Merujuk pada data yang dihimpun oleh Badan Nasional Penanggulangan Bencana (BNPB), telah terjadi total 3.544 bencana alam yang terjadi pada tahun 2022 di Indonesia, yang menunjukkan bahwa banjir adalah bencana alam yang acapkali terjadi yaitu sebesar 1.531 peristiwa. Fenomena banjir seringkali disebabkan karena curah hujan yang tinggi, penyumbatan saluran air karena sampah bertebaran, dan kurangnya daerah resapan air yang ada di kota-kota akibat dari pembangunan yang tidak berkelanjutan. Pada dasarnya, faktor penyebab banjir adalah alam dan manusia. Musim hujan yang terus-menerus karena rusaknya lingkungan, juga faktor manusia yang tidak memiliki kesadaran ekologis tentang pentingnya menjaga alam.
Indonesia adalah negara yang rentan terhadap bencana alam terutama banjir merupakan fakta yang tidak bisa disangkal. Banjir tentu saja memengaruhi kehidupan bermasyarakat yang salah satu kegiatannya yaitu melakukan perjanjian hukum seperti perjanjian jual beli, perjanjian utang-piutang, perjanjian sewa-menyewa, dll. Seringkali hal seperti ini menimbulkan masalah: apa yang diperjanjikan tidak bisa dilaksanakan karena orang yang mau memenuhinya tersendat oleh peristiwa bencana alam itu.
Di sini penulis hendak memberikan ilustrasi contoh.
A adalah penjual burger
Si A gagal memenuhi kewajibannya mengantar 1 dus pesanan kepada pihak B (pembeli) di waktu yang sudah dijanjikan, karena terhalang banjir.
Alhasil B merasa tidak terima: para tamu yang ia undang jadi kecewa karena makanannya tidak juga kunjung datang. Ia langsung menggugat A dengan alasan melanggar perjanjian atau wanprestasi. Pertanyaannya kemudian,
Apa pandangan hukum mengenai hal ini dan bagaimana caranya orang-orang seperti A ini bisa membela dirinya di depan pengadilan?
Memahami Perjanjian Hukum
Supaya bisa menjawab pertanyaan-pertanyaan di atas maka perlu terlebih dahulu untuk diketahui mengenai perjanjian hukum.
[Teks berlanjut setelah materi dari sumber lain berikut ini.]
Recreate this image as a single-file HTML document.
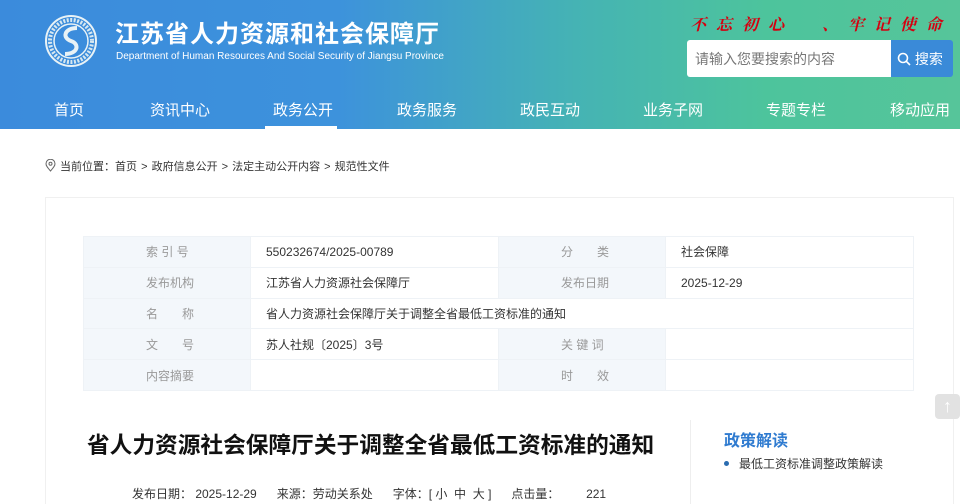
<!DOCTYPE html>
<html><head><meta charset="utf-8"><style>
*{margin:0;padding:0;box-sizing:border-box}
html,body{width:960px;height:504px;overflow:hidden}
body{background:#fff;font-family:"Liberation Sans","Noto Sans CJK SC",sans-serif;position:relative}
.hd{position:absolute;left:0;top:0;width:960px;height:129px;background:linear-gradient(90deg,#3b8bdc 0%,#3d92dc 35%,#45b3b4 60%,#4dc49c 80%,#56c59a 100%)}
.abs{position:absolute}
.nav a{position:absolute;top:99px;color:#fff;font-size:15px;white-space:nowrap}
table{position:absolute;left:83px;top:236px;width:831px;border-collapse:collapse;font-size:12px}
td{height:30.8px;border:1px solid #eef2f6;color:#333;padding-left:15px}
td.l{background:#f3f7fb;color:#999;width:167px;padding-left:62px}
</style></head><body>
<div class="hd"></div>
<svg class="abs" style="left:44px;top:14px" width="54" height="54" viewBox="0 0 54 54"><circle cx="27" cy="27" r="25" fill="none" stroke="#e8f2f6" stroke-width="2"/><circle cx="27" cy="27" r="21" fill="none" stroke="#d8e8f0" stroke-width="4" stroke-dasharray="2 1.5"/><circle cx="27" cy="27" r="17" fill="none" stroke="#e8f2f6" stroke-width="1.5"/><path d="M33 14 C20 14 18 24 27 27 C36 30 34 40 21 40" fill="none" stroke="#e8f2f6" stroke-width="4"/></svg>
<div class="abs" style="left:115px;top:14px;color:#fff;font-size:24px;font-weight:bold;letter-spacing:1px">江苏省人力资源和社会保障厅</div>
<div class="abs" style="left:116px;top:51px;color:#fff;font-size:10px;white-space:nowrap">Department of Human Resources And Social Security of Jiangsu Province</div>
<div class="abs" style="left:690px;top:12px;color:#d40010;font-size:16px;font-weight:bold;font-style:italic;font-family:'Noto Serif CJK SC',serif;letter-spacing:10px;white-space:nowrap">不忘初心 &nbsp;、牢记使命</div>
<div class="abs" style="left:687px;top:40px;width:204px;height:37px;background:#fff;border-radius:3px 0 0 3px;color:#777;font-size:14px;padding:9px 0 0 8px">请输入您要搜索的内容</div>
<div class="abs" style="left:891px;top:40px;width:62px;height:37px;background:#3a8ad8;border-radius:0 3px 3px 0;color:#fff;font-size:14px;padding:9px 0 0 6px"><svg width="14" height="14" viewBox="0 0 14 14" style="vertical-align:-2px"><circle cx="6" cy="6" r="4.5" fill="none" stroke="#fff" stroke-width="1.6"/><path d="M9.3 9.3L13 13" stroke="#fff" stroke-width="1.6"/></svg> 搜索</div>
<div class="nav"><a style="left:54px">首页</a><a style="left:150px">资讯中心</a><a style="left:273px">政务公开</a><a style="left:397px">政务服务</a><a style="left:520px">政民互动</a><a style="left:643px">业务子网</a><a style="left:766px">专题专栏</a><a style="left:890px">移动应用</a></div>
<div class="abs" style="left:265px;top:126px;width:72px;height:3px;background:#fff"></div>
<div class="abs" style="left:45px;top:158px;font-size:11px;color:#333;white-space:nowrap;word-spacing:1px"><svg width="11" height="13" viewBox="0 0 11 13" style="vertical-align:-2px"><path d="M5.5 12C2 8 1 6.5 1 4.7A4.5 4.5 0 0 1 10 4.7C10 6.5 9 8 5.5 12Z" fill="none" stroke="#666"/><circle cx="5.5" cy="4.8" r="1.5" fill="none" stroke="#666"/></svg> 当前位置：首页 &gt; 政府信息公开 &gt; 法定主动公开内容 &gt; 规范性文件</div>
<div class="abs" style="left:45px;top:197px;width:909px;height:307px;border:1px solid #f0f0f0;border-bottom:none"></div>
<table>
<tr><td class="l">索 引 号</td><td style="width:248px">550232674/2025-00789</td><td class="l">分　　类</td><td>社会保障</td></tr>
<tr><td class="l">发布机构</td><td>江苏省人力资源社会保障厅</td><td class="l">发布日期</td><td>2025-12-29</td></tr>
<tr><td class="l">名　　称</td><td colspan="3">省人力资源社会保障厅关于调整全省最低工资标准的通知</td></tr>
<tr><td class="l">文　　号</td><td>苏人社规〔2025〕3号</td><td class="l">关 键 词</td><td></td></tr>
<tr><td class="l">内容摘要</td><td></td><td class="l">时　　效</td><td></td></tr>
</table>
<div class="abs" style="left:87px;top:427px;font-size:22.7px;font-weight:bold;color:#111;white-space:nowrap">省人力资源社会保障厅关于调整全省最低工资标准的通知</div>
<div class="abs" style="left:690px;top:420px;width:1px;height:84px;background:#eee"></div>
<div class="abs" style="left:724px;top:427px;font-size:16px;font-weight:bold;color:#2f7bd0">政策解读</div>
<div class="abs" style="left:724px;top:455px;font-size:12px;color:#333;white-space:nowrap"><span style="display:inline-block;width:5px;height:5px;border-radius:50%;background:#2a6cb0;vertical-align:2px;margin-right:10px"></span>最低工资标准调整政策解读</div>
<div class="abs" style="left:132px;top:486px;font-size:12px;line-height:16px;color:#333;white-space:pre">发布日期： 2025-12-29      来源：劳动关系处      字体：[ 小  中  大 ]      点击量：        221</div>
<div class="abs" style="left:935px;top:394px;width:25px;height:25px;background:#e2e2e2;border-radius:4px;color:#fff;font-size:18px;font-weight:bold;text-align:center;line-height:25px">↑</div>
</body></html>
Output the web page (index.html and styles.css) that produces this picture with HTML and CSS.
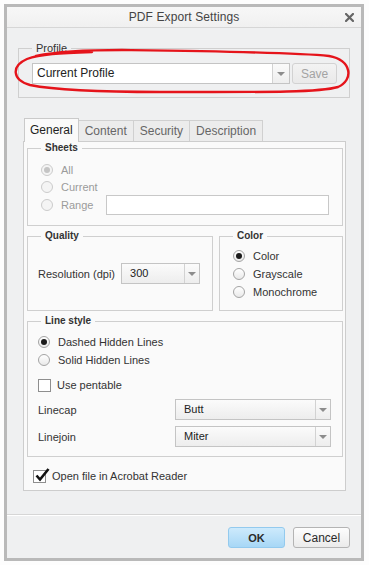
FILE: index.html
```html
<!DOCTYPE html>
<html lang="en">
<head>
  <meta charset="UTF-8">
  <title>PDF Export Settings</title>
  <link rel="stylesheet" href="styles.css">
</head>
<body>
  <div class="window">
    <div class="titlebar">
      <span class="title">PDF Export Settings</span>
      <svg class="close" width="9" height="9" viewBox="0 0 9 9">
        <path d="M1 1 L8 8 M8 1 L1 8" stroke="#666" stroke-width="2.2" stroke-linecap="square"/>
      </svg>
    </div>

    <div class="content">
      <fieldset class="group profile">
        <legend>Profile</legend>
        <div class="profile-row">
          <div class="combo combo-edit">
            <span class="combo-value">Current Profile</span>
            <span class="combo-arrow"><i></i></span>
          </div>
          <button class="btn btn-save" disabled>Save</button>
        </div>
      </fieldset>

      <div class="tabbox">
        <div class="tabs">
          <div class="tab active">General</div>
          <div class="tab">Content</div>
          <div class="tab">Security</div>
          <div class="tab">Description</div>
        </div>

        <div class="panel">
          <fieldset class="group">
            <legend>Sheets</legend>
            <div class="group-body sheets">
              <div class="option disabled"><span class="radio checked"></span>All</div>
              <div class="option disabled"><span class="radio"></span>Current</div>
              <div class="option disabled range-row">
                <span class="range-label"><span class="radio"></span>Range</span>
                <span class="textbox"></span>
              </div>
            </div>
          </fieldset>

          <div class="split">
            <fieldset class="group quality">
              <legend>Quality</legend>
              <div class="group-body quality-body">
                <span class="field-label">Resolution (dpi)</span>
                <div class="combo combo-res">
                  <span class="combo-value">300</span>
                  <span class="combo-arrow"><i></i></span>
                </div>
              </div>
            </fieldset>

            <fieldset class="group color">
              <legend>Color</legend>
              <div class="group-body color-body">
                <div class="option"><span class="radio checked"></span>Color</div>
                <div class="option"><span class="radio"></span>Grayscale</div>
                <div class="option"><span class="radio"></span>Monochrome</div>
              </div>
            </fieldset>
          </div>

          <fieldset class="group linestyle">
            <legend>Line style</legend>
            <div class="group-body linestyle-body">
              <div class="option"><span class="radio checked"></span>Dashed Hidden Lines</div>
              <div class="option"><span class="radio"></span>Solid Hidden Lines</div>
              <div class="option check-row"><span class="checkbox"></span>Use pentable</div>
              <div class="select-row first">
                <span class="select-label">Linecap</span>
                <div class="combo combo-wide">
                  <span class="combo-value">Butt</span>
                  <span class="combo-arrow"><i></i></span>
                </div>
              </div>
              <div class="select-row">
                <span class="select-label">Linejoin</span>
                <div class="combo combo-wide">
                  <span class="combo-value">Miter</span>
                  <span class="combo-arrow"><i></i></span>
                </div>
              </div>
            </div>
          </fieldset>

          <div class="option open-row">
            <span class="checkbox checked">
              <svg class="tick" width="16" height="16" viewBox="0 0 16 16">
                <path d="M2.5 8.5 L6 12.5 L14.5 2" fill="none" stroke="#111" stroke-width="2.6"/>
              </svg>
            </span>
            Open file in Acrobat Reader
          </div>
        </div>
      </div>
    </div>

    <div class="footer">
      <button class="btn btn-ok">OK</button>
      <button class="btn btn-cancel">Cancel</button>
    </div>
  </div>

  <!-- hand drawn red mark round the profile box -->
  <svg class="scribble" width="369" height="100" viewBox="0 0 369 100">
    <path d="M36 56 C60 51 100 50 122 50 C200 51 290 52 329 56 C352 60 354 80 338 87 C318 93 250 92 160 92 C100 92 55 90 30 85 C12 80 11 66 27 59 C40 54 60 53 92 52"
          fill="none" stroke="#e5141b" stroke-width="2.4" stroke-linecap="round"/>
  </svg>
</body>
</html>
```

FILE: styles.css
```css
* {
  box-sizing: border-box;
}

body {
  margin: 0;
  background: #fdfdfd;
  font-family: "Liberation Sans", Arial, sans-serif;
  font-size: 11px;
  color: #333;
  position: relative;
}

.window {
  margin: 4px 0 0 4px;
  width: 360px;
  height: 557px;
  border: 3px solid #b9b9b9;
  background: #eff0f1;
  display: flex;
  flex-direction: column;
}

.titlebar {
  height: 21px;
  flex: 0 0 21px;
  border-bottom: 1px solid #d6d6d6;
  background: linear-gradient(#f7f7f7, #f0f0f0);
  display: flex;
  align-items: center;
  justify-content: center;
  position: relative;
}

.title {
  font-size: 12px;
  color: #444;
  letter-spacing: 0.1px;
}

.close {
  position: absolute;
  right: 7px;
  top: 6px;
}

.content {
  flex: 1;
  padding: 14px 11px 0;
}

/* fieldsets */
.group {
  margin: 0;
  padding: 0;
  min-width: 0;
  border: 1px solid #cfcfcf;
}

.group legend {
  margin-left: 13px;
  padding: 0 4px;
  font-size: 10px;
  font-weight: bold;
  line-height: 12px;
  color: #333;
}

.profile legend {
  font-size: 11px;
  font-weight: normal;
}

.profile-row {
  display: flex;
  padding: 9px 12px 13px 13px;
}

/* combos */
.combo {
  display: flex;
  height: 21px;
  border: 1px solid #c4c4c4;
  background: linear-gradient(#fbfbfb, #ededed);
  color: #222;
}

.combo-value {
  flex: 1;
  line-height: 19px;
  padding-left: 8px;
}

.combo-arrow {
  width: 15px;
  border-left: 1px solid #d2d2d2;
  display: flex;
  align-items: center;
  justify-content: center;
}

.combo-arrow i {
  width: 0;
  height: 0;
  border-left: 4px solid transparent;
  border-right: 4px solid transparent;
  border-top: 4px solid #8c8c8c;
}

.combo-edit {
  width: 259px;
  background: #fff;
  font-size: 12px;
}

.combo-edit .combo-value {
  padding-left: 4px;
}

.combo-edit .combo-arrow {
  width: 17px;
  background: linear-gradient(#fafafa, #eeeeee);
}

/* buttons */
.btn {
  font-family: inherit;
  font-size: 12px;
  height: 21px;
  border-radius: 3px;
  padding: 0;
}

.btn-save {
  width: 45px;
  margin-left: 2px;
  border: 1px solid #d2d2d2;
  background: linear-gradient(#f3f3f3, #e9e9e9);
  color: #a3a3a3;
}

/* tabs */
.tabbox {
  margin: 20px 4px 0 5px;
}

.tabs {
  display: flex;
  align-items: flex-end;
  height: 23px;
  padding-left: 1px;
}

.tab {
  height: 21px;
  line-height: 20px;
  padding: 0 6px;
  font-size: 12px;
  color: #666;
  border: 1px solid #d0d0d0;
  border-bottom: none;
  background: #ececec;
  margin-left: -1px;
}

.tab:first-child {
  margin-left: 0;
}

.tab.active {
  height: 24px;
  line-height: 22px;
  margin-bottom: -1px;
  padding: 0 5px;
  color: #1e1e1e;
  background: #fafafa;
  border-color: #cacaca;
  z-index: 1;
}

.panel {
  border: 1px solid #cdcdcd;
  background: #fafafa;
  padding: 0 2px 5px 3px;
}

.group-body {
  padding: 0 12px 0 10px;
}

/* options */
.option {
  display: flex;
  align-items: center;
  gap: 8px;
  height: 18px;
  color: #333;
  white-space: nowrap;
}

.option.disabled {
  color: #9b9b9b;
}

.radio {
  width: 12px;
  height: 12px;
  border-radius: 50%;
  border: 1px solid #a4a4a4;
  background: linear-gradient(#ffffff, #e9e9e9);
  display: flex;
  align-items: center;
  justify-content: center;
  flex: 0 0 12px;
}

.radio.checked::after {
  content: "";
  width: 6px;
  height: 6px;
  border-radius: 50%;
  background: #1b1b1b;
}

.disabled .radio {
  border-color: #cbcbcb;
  background: #f4f4f4;
}

.disabled .radio.checked::after {
  background: #c4c4c4;
}

.checkbox {
  width: 13px;
  height: 13px;
  flex: 0 0 13px;
  border: 1px solid #8e8e8e;
  background: #fff;
  margin-right: -1px;
  position: relative;
}

.tick {
  position: absolute;
  left: 0;
  top: -4px;
}

/* sheets */
.sheets {
  padding: 7px 13px 10px 13px;
}

.sheets .option {
  height: 17px;
}

.range-row.option {
  height: 20px;
  gap: 0;
}

.range-label {
  display: flex;
  align-items: center;
  gap: 8px;
  width: 65px;
}

.textbox {
  flex: 1;
  height: 20px;
  border: 1px solid #c8c8c8;
  background: #fff;
}

/* quality & color */
.split {
  display: flex;
  gap: 6px;
  margin-top: 4px;
}

.quality {
  flex: 0 0 186px;
}

.color {
  flex: 1;
}

.quality-body {
  display: flex;
  align-items: center;
  gap: 6px;
  padding-top: 21px;
}

.field-label {
  color: #333;
  white-space: nowrap;
}

.combo-res {
  width: 82px;
}

.color-body {
  padding: 5px 10px 9px 13px;
}

/* line style */
.linestyle {
  margin-top: 4px;
}

.linestyle-body {
  padding: 6px 11px 9px 10px;
}

.check-row {
  margin-top: 7px;
  gap: 7px;
}

.select-row {
  display: flex;
  align-items: center;
  margin-top: 6px;
}

.select-row.first {
  margin-top: 5px;
}

.select-label {
  width: 137px;
}

.combo-wide {
  flex: 1;
}

.open-row {
  margin: 10px 0 0 6px;
  gap: 7px;
}

/* footer */
.footer {
  flex: 0 0 44px;
  border-top: 1px solid #d6d6d6;
  box-shadow: inset 0 1px #fff;
  padding: 12px 11px 10px;
  display: flex;
  justify-content: flex-end;
  gap: 8px;
}

.btn-ok {
  width: 57px;
  border: 1px solid #93caee;
  background: linear-gradient(#cdeafc, #a7d7f6);
  color: #2a2a2a;
  font-weight: bold;
  font-size: 11px;
}

.btn-cancel {
  width: 57px;
  border: 1px solid #b4b4b4;
  background: linear-gradient(#fdfdfd, #ebebeb);
  color: #2a2a2a;
}

.scribble {
  position: absolute;
  left: 0;
  top: 0;
  pointer-events: none;
}
```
Perjanjian hukum sendiri diatur secara khusus di dalam hukum perdata sebagaimana asas Lex Specialis Derogat Legi Generale (Ketentuan yang Khusus Mengesampingkan Ketentuan yang Umum).
Menurut Ahli Hukum Subekti sebagaimana dikutip Tim Hukumonline (2023), hukum perdata berfungsi sebagai segala ketentuan yang mengatur keperluan-keperluan perseorangan. Merujuk pada pasal 1313 KUH Perdata sebagai sumber hukum perdata Indonesia menyatakan,
“Suatu persetujuan adalah suatu perbuatan di mana satu orang atau lebih mengikatkan diri terhadap satu orang lain atau lebih.”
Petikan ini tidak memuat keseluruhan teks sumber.